Ahead of the Rome talks, Iran has indicated it will not accept U.S. demands for a deal that does not permit it to continue low level enrichment for civilian energy uses. U.S. officials have given shifting and contradictory statements if that is a deal breaker.
Iranian’s chief negotiator, foreign minister Abbas Araghchi, suggested today it is not out of the ordinary for the U.S. to go into negotiations with maximal demands, some of which it may be prepared to eventually compromise.
“It’s pretty normal to see excessive demands in the initial rounds of the negotiations…and the Americans are renowned for this,” Iranian Foreign Minister Abbas Araghchi said today in an Iranian television interview.
He reiterated, as he has previously, that Iran does not seek to acquire nuclear weapons. “We have shown in practice that we do not seek any nuclear weapons,” he said. “Nuclear weapons have no place in our doctrine.”
“I think [the Iranians] still recognize that there is a likelihood that Trump is using his usual Trump strategy, which is to throw out rather excessive maximalist starting positions and then negotiate himself to a more reasonable place,” Trita Paris, of the Quincy Institute, said. “And as long as there is some hope that that is the strategy, then it's worth engaging and giving a counter proposal.”
“They're going to throw out some sort of a counter proposal, and show what they're willing to do,” Parsi said.
Secretary of State (and national security advisor) Marco Rubio laid out in testimony before a Senate panel this week why the US would seek Iran to have a civilian nuclear program without domestic enrichment, and why the US thinks Iran wants to retain enrichment. But, as I heard him, he did not totally close the door to a deal that permits Iranian enrichment, if President Trump decides he is willing to accept it.

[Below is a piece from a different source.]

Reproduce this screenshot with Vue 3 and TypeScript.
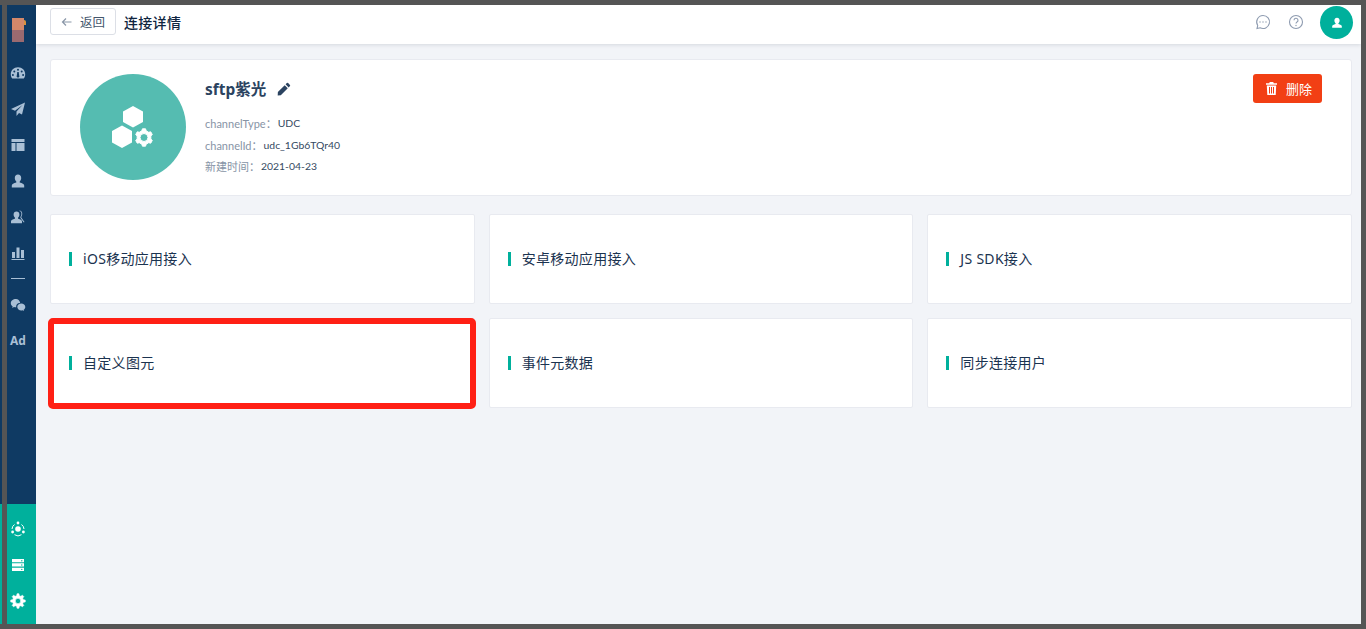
<script setup lang="ts">
interface Card { title: string; marked: boolean }
const cards: Card[] = [
  { title: 'iOS移动应用接入', marked: false },
  { title: '安卓移动应用接入', marked: false },
  { title: 'JS SDK接入', marked: false },
  { title: '自定义图元', marked: true },
  { title: '事件元数据', marked: false },
  { title: '同步连接用户', marked: false },
]

function gear(cx: number, cy: number, outer: number, inner: number, hole: number, teeth: number): string {
  const step = (Math.PI * 2) / teeth
  const pt = (r: number, a: number) => `${(cx + r * Math.cos(a)).toFixed(2)} ${(cy + r * Math.sin(a)).toFixed(2)}`
  let d = ''
  for (let i = 0; i < teeth; i++) {
    const a = i * step - Math.PI / 2
    d += `${i ? 'L' : 'M'}${pt(inner, a - step * 0.3)}L${pt(outer, a - step * 0.17)}L${pt(outer, a + step * 0.17)}L${pt(inner, a + step * 0.3)}`
  }
  d += `ZM${cx - hole} ${cy}a${hole} ${hole} 0 1 0 ${hole * 2} 0a${hole} ${hole} 0 1 0 ${-hole * 2} 0Z`
  return d
}
const discGear = gear(32, 31.5, 8.8, 7, 4, 6)
const sideGear = gear(8, 8, 7.3, 5.5, 2.7, 8)
</script>

<template>
  <div class="screen">
    <div class="edge-top"></div>
    <div class="edge-left"></div>
    <aside class="side">
      <div class="logo"><i class="logo-arc"></i></div>
      <nav class="nav">
        <svg viewBox="0 0 16 16"><path fill-rule="evenodd" d="M8 2.200C3.800 2.200.8 5.300.8 9.200c0 1.700.6 3.200 1.500 4.400h11.400c.9-1.200 1.500-2.700 1.500-4.400 0-3.900-3-7-7.200-7zM8 3.800a1 1 0 1 1 0 2 1 1 0 0 1 0-2zM4.300 5.400a1 1 0 1 1 0 2 1 1 0 0 1 0-2zm7.400 0a1 1 0 1 1 0 2 1 1 0 0 1 0-2zM2.900 9.100a1 1 0 1 1 0 2 1 1 0 0 1 0-2zm10.200 0a1 1 0 1 1 0 2 1 1 0 0 1 0-2zM7.300 7h1.400l.5 3.400a1.400 1.400 0 1 1-2.400 0z"/></svg>
        <svg viewBox="0 0 16 16"><path d="M15 1.500 1 8l4 1.800L12.500 4 6.500 10.500V15l2.500-3 3 1.500z"/></svg>
        <svg viewBox="0 0 16 16"><path d="M1.500 2h13v3h-13zM1.500 6h4v8h-4zM6.500 6h8v8h-8z"/></svg>
        <svg viewBox="0 0 16 16"><path d="M8 1.500c-2 0-3.200 1.500-3.200 3.500 0 1.400.6 2.700 1.500 3.400v1.200C3.800 10.300 1.800 11 1.800 12.500V14.500h12.400v-2c0-1.500-2-2.200-4.500-2.900V8.400c.9-.7 1.500-2 1.500-3.400 0-2-1.200-3.500-3.200-3.500z"/></svg>
        <svg viewBox="0 0 16 16"><path d="M6.500 2.500c-1.800 0-2.900 1.300-2.900 3.100 0 1.300.5 2.400 1.300 3v1.100C2.700 10.300 1 11 1 12.300v2h11v-2c0-1.300-1.700-2-3.900-2.600V8.600c.8-.6 1.300-1.700 1.300-3 0-1.800-1.100-3.100-2.900-3.100z"/><path d="M9.500 1.500c2.500.2 3.400 3 2.300 5.300l-.6 1.400c.8 1.500 2.200 2.800 3.300 4.800l-.7.400c-1.200-1.800-2.700-3-3.500-5 .3-.9 1.600-3 1-4.700-.3-.9-1-1.500-1.800-1.700z"/></svg>
        <svg viewBox="0 0 16 16"><path d="M2 7h3v6H2zM6.500 2.500h3V13h-3zM11 5h3v8h-3zM1.500 14h13v1h-13z"/></svg>
        <div class="rule"></div>
        <svg viewBox="0 0 16 16"><path d="M6 2C3 2 .8 3.900.8 6.200c0 1.300.7 2.400 1.900 3.200l-.5 1.500 1.800-.9c.6.200 1.200.3 1.800.3h.4a3.600 3.600 0 0 1 3.500-4.400h.5C9.700 3.600 8 2 6 2z"/><path d="M15.300 10c0-1.900-1.900-3.400-4-3.400-2.200 0-4 1.500-4 3.400s1.800 3.400 4 3.400c.5 0 .9-.1 1.400-.2l1.400.8-.4-1.200c1-.7 1.600-1.700 1.600-2.800z"/></svg>
        <span class="ad">Ad</span>
      </nav>
      <div class="side-foot">
        <svg viewBox="0 0 16 16"><circle cx="8" cy="8" r="2.800"/><circle cx="8" cy="2" r="1.400"/><circle cx="2.600" cy="11" r="1.400"/><circle cx="13.400" cy="11" r="1.400"/><path d="M4.500 3.500A6 6 0 0 0 2 8M11.500 3.500A6 6 0 0 1 14 8M4.500 13.700a6 6 0 0 0 7 0" fill="none" stroke="#fff" stroke-width="1"/></svg>
        <svg viewBox="0 0 16 16"><path fill-rule="evenodd" d="M2 2h12v3.300H2zM2 6.300h12v3.300H2zM2 10.700h12V14H2zM11.800 3a.7.7 0 1 0 0 1.400.7.7 0 0 0 0-1.400zm0 4.300a.7.7 0 1 0 0 1.400.7.7 0 0 0 0-1.400zm0 4.400a.7.7 0 1 0 0 1.400.7.7 0 0 0 0-1.400z"/></svg>
        <svg viewBox="0 0 16 16"><path class="soft-small" fill-rule="evenodd" :d="sideGear"/></svg>
      </div>
    </aside>

    <main class="main">
      <header class="bar">
        <button class="back" type="button">
          <svg viewBox="0 0 12 12"><path d="M10.500 6h-9M5 2.500 1.500 6 5 9.500" fill="none" stroke="#8a97a8" stroke-width="1.200"/></svg>
          返回
        </button>
        <h1>连接详情</h1>
        <div class="tools">
          <svg viewBox="0 0 16 16" fill="none" stroke="#8e9bb0" stroke-width="1.100"><path d="M8 1.500a6.500 6.500 0 1 1-2.900 12.300L2 14.500l.7-3A6.500 6.500 0 0 1 8 1.500z"/><circle cx="5" cy="8" r=".7" fill="#8e9bb0" stroke="none"/><circle cx="8" cy="8" r=".7" fill="#8e9bb0" stroke="none"/><circle cx="11" cy="8" r=".7" fill="#8e9bb0" stroke="none"/></svg>
          <svg viewBox="0 0 16 16" fill="none" stroke="#8e9bb0" stroke-width="1.100"><circle cx="8" cy="8" r="6.500"/><path d="M6 6.300a2 2 0 1 1 3 1.700c-.7.400-1 .8-1 1.600"/><circle cx="8" cy="11.500" r=".7" fill="#8e9bb0" stroke="none"/></svg>
          <div class="avatar">
            <svg viewBox="0 0 16 16"><path d="M8 2c-1.800 0-3 1.300-3 3.200 0 1.300.6 2.400 1.400 3v1C4.200 9.900 2.500 10.500 2.500 11.800V13.500h11v-1.700c0-1.300-1.700-1.900-3.900-2.600v-1c.8-.6 1.400-1.700 1.400-3C11 3.300 9.800 2 8 2z"/></svg>
          </div>
        </div>
      </header>

      <section class="content">
        <div class="detail">
          <div class="disc">
            <svg viewBox="0 0 42 42">
              <path d="M21 0l10 5.500v10.500L21 21.500 11 16V5.500z"/>
              <path d="M10 19.500l10 5.500v11.500L10 42 0 36.500V25z"/>
              <path class="soft" fill-rule="evenodd" :d="discGear"/>
            </svg>
          </div>
          <div class="info">
            <div class="name">
              <span>sftp紫光</span>
              <svg viewBox="0 0 16 16"><path d="M11.300 1.200a1 1 0 0 1 1.400 0l2.100 2.100a1 1 0 0 1 0 1.400l-1.500 1.500L9.800 2.700zM8.800 3.700l3.500 3.500-8 8L.8 15.500 1 11.500z"/></svg>
            </div>
            <dl class="meta">
              <div><dt>channelType：</dt><dd>UDC</dd></div>
              <div><dt>channelId：</dt><dd>udc_1Gb6TQr40</dd></div>
              <div><dt>新建时间：</dt><dd>2021-04-23</dd></div>
            </dl>
          </div>
          <button class="danger" type="button">
            <svg viewBox="0 0 11 13"><path fill-rule="evenodd" d="M3.800 0h3.400l.6 1.300H11v1.400H0V1.300h3.200zM.8 3.500h9.400l-.5 9.500H1.300zM3 5v6.500h1V5zm2 0v6.500h1V5zm2 0v6.500h1V5z"/></svg>
            删除
          </button>
        </div>

        <div class="grid">
          <div v-for="c in cards" :key="c.title" class="card" :class="{ marked: c.marked }">
            <span class="tick"></span><span class="card-title">{{ c.title }}</span>
          </div>
        </div>
      </section>
    </main>
  </div>
</template>

<style>
html, body { margin: 0; padding: 0; }
</style>

<style scoped>
.screen {
  display: flex;
  width: 1366px;
  height: 629px;
  box-sizing: border-box;
  padding-top: 5px;
  background: #f2f4f8;
  font-family: "Noto Sans", "Noto Sans CJK SC", sans-serif;
  color: #1b2e45;
  overflow: hidden;
  position: relative;
  border-right: 5px solid #555;
  border-bottom: 5px solid #555;
}
.edge-top { position: absolute; left: 0; top: 0; right: 0; height: 5px; background: #555; z-index: 3; }
.edge-left { position: absolute; left: 2px; top: 0; bottom: 0; width: 5px; background: #555; z-index: 3; }
.side {
  width: 36px;
  flex: none;
  background: #0f3a63;
  display: flex;
  flex-direction: column;
  box-sizing: border-box;
  fill: #a9bfd5;
}
.side svg { width: 16px; height: 16px; display: block; }
.logo {
  width: 12px;
  height: 24px;
  margin: 13px 0 0 12px;
  background: linear-gradient(#d3886a 0 12px, #9a6a70 12px);
  position: relative;
}
.logo-arc {
  position: absolute;
  left: 12px;
  top: 2px;
  width: 2px;
  height: 5px;
  border-top-right-radius: 3px;
  background: #d9933f;
}
.nav {
  display: flex;
  flex-direction: column;
  align-items: center;
  gap: 20px;
  margin-top: 23px;
  flex: 1;
}
.rule { width: 14px; height: 1px; background: #a9bfd5; margin: -3px 0 -2px; }
.ad { font: 700 12px/14px "Noto Sans", sans-serif; color: #a9bfd5; margin-top: 1px; }
.side-foot {
  padding: 17px 0 15px;
  background: #00b09c;
  display: flex;
  flex-direction: column;
  align-items: center;
  gap: 20px;
  fill: #fff;
}
.soft { stroke: #fff; stroke-width: 1; stroke-linejoin: round; }
.soft-small { stroke: #fff; stroke-width: .6; stroke-linejoin: round; }
.main { flex: 1; min-width: 0; display: flex; flex-direction: column; }
.bar {
  height: 39px;
  flex: none;
  background: #fff;
  box-shadow: 0 1px 4px rgba(0, 21, 41, .12);
  display: flex;
  align-items: center;
  padding: 0 8px 6px 14px;
  box-sizing: border-box;
}
.back {
  display: flex;
  align-items: center;
  gap: 7px;
  width: 66px;
  height: 27px;
  padding: 0 0 0 10px;
  box-sizing: border-box;
  background: #fff;
  border: 1px solid #dcdfe6;
  border-radius: 3px;
  font: 12.500px "Noto Sans", "Noto Sans CJK SC", sans-serif;
  color: #44566c;
}
.back svg { width: 12px; height: 12px; }
.bar h1 { font-size: 14px; letter-spacing: .3px; font-weight: 500; margin: 0 0 0 8px; color: #0f2540; }
.tools { margin-left: auto; display: flex; align-items: center; }
.tools > svg { width: 16px; height: 16px; margin-right: 17px; }
.tools > svg + svg { margin-right: 16px; }
.avatar {
  width: 33px;
  height: 33px;
  border-radius: 50%;
  background: #00b09c;
  display: flex;
  align-items: center;
  justify-content: center;
  fill: #fff;
  margin-top: 2px;
}
.avatar svg { width: 14px; height: 14px; }
.content { padding: 15px 9px 0 14px; flex: 1; }
.detail {
  height: 137px;
  box-sizing: border-box;
  background: #fff;
  border: 1px solid #e8eaf0;
  border-radius: 3px;
  display: flex;
  padding: 14px 29px 0 29px;
}
.disc {
  width: 106px;
  height: 106px;
  border-radius: 50%;
  background: #55bcb1;
  display: flex;
  align-items: center;
  justify-content: center;
  fill: #fff;
  flex: none;
}
.disc svg { width: 42px; height: 42px; }
.info { margin-left: 19px; flex: 1; }
.name {
  display: flex;
  align-items: center;
  gap: 11px;
  font-size: 15.500px;
  font-weight: 700;
  color: #2b4360;
  line-height: 22px;
  margin-top: 4px;
}
.name svg { width: 14px; height: 14px; fill: #2b4360; }
.meta { margin: 13px 0 0; font-family: Lato, "Noto Sans CJK SC", sans-serif; font-size: 11px; line-height: 21.500px; }
.meta div { display: flex; }
.meta dt { color: #8794a6; margin-right: 1px; }
.meta dd { margin: 0; color: #34495f; font-size: 10.400px; }
.danger {
  width: 69px;
  height: 29px;
  box-sizing: border-box;
  border: 0;
  border-radius: 3px;
  background: #f23f14;
  color: #fff;
  display: flex;
  align-items: center;
  padding-left: 13px;
  gap: 9px;
  font: 13px "Noto Sans", "Noto Sans CJK SC", sans-serif;
  fill: #fff;
  flex: none;
}
.danger svg { width: 11px; height: 13px; }
.grid {
  display: grid;
  grid-template-columns: repeat(3, 1fr);
  gap: 14px;
  margin-top: 18px;
}
.card {
  height: 90px;
  box-sizing: border-box;
  background: #fff;
  border: 1px solid #e8eaf0;
  border-radius: 2px;
  display: flex;
  align-items: center;
  padding-left: 18px;
  font-size: 14px;
  letter-spacing: .3px;
  color: #1b3350;
  position: relative;
}
.tick { width: 3px; height: 14px; background: #00b09c; margin-right: 11px; }
.card-title { margin-bottom: 3px; }
.marked::after {
  content: "";
  position: absolute;
  top: -1px;
  left: -3px;
  right: -2px;
  bottom: -2px;
  border: 6px solid #ff2015;
  border-radius: 5px;
}
</style>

“It is our view that they want enrichment as a deterrent,” Rubio told the Senate Foreign Relations Committee Tuesday. “And that is the crux of the situation we're facing right now.”
“Our hope is that we can encourage them, to show them a path towards prosperity and peace that allows them to develop their economy, that allows them…to have a civil nuclear energy program like other countries around the world have without enrichment,” Rubio said. “The President has been very clear, and I won't elaborate any further, that they are never going to get a nuclear weapon. … But he much prefers…. if we could reach an arrangement where they agree to this off ramp.”
Trump in the call with the Israeli leader also expressed sorrow for the terrible murder of two young Israel embassy staff members as they were leaving a diplomatic event at a Jewish museum in downtown Washington on Wednesday night, the White House said.
Sarah Milgrim, 26, from Prairie Village, Kansas, was an American working at the embassy to organize missions to Israel; her fiancé Yaron Lischinsky, 30, was a German-born Israeli diplomat and gifted linguist working as a research assistant in the embassy’s political department. They had been planning to travel to Israel next week to meet his family.
Elias Rodriguez, 30, of Chicago, Illinois, was charged today with the murder of foreign officials, causing death through the use of a firearm, and two counts of first-degree murder. Rodriguez “spontaneously stated on the scene to the [Metropolitan Police Department], ‘I did it for Palestine, I did it for Gaza,’” the criminal complaint states. “As MPD officers were escorting Rodriguez from the Museum, he shouted, ‘Free Palestine.’”
(Photo: Trump envoy Steve Witkoff arrived in southern Israel on May 13, 2025, to retrieve the last living Israeli American hostage, Edan Alexander, held by Hamas.)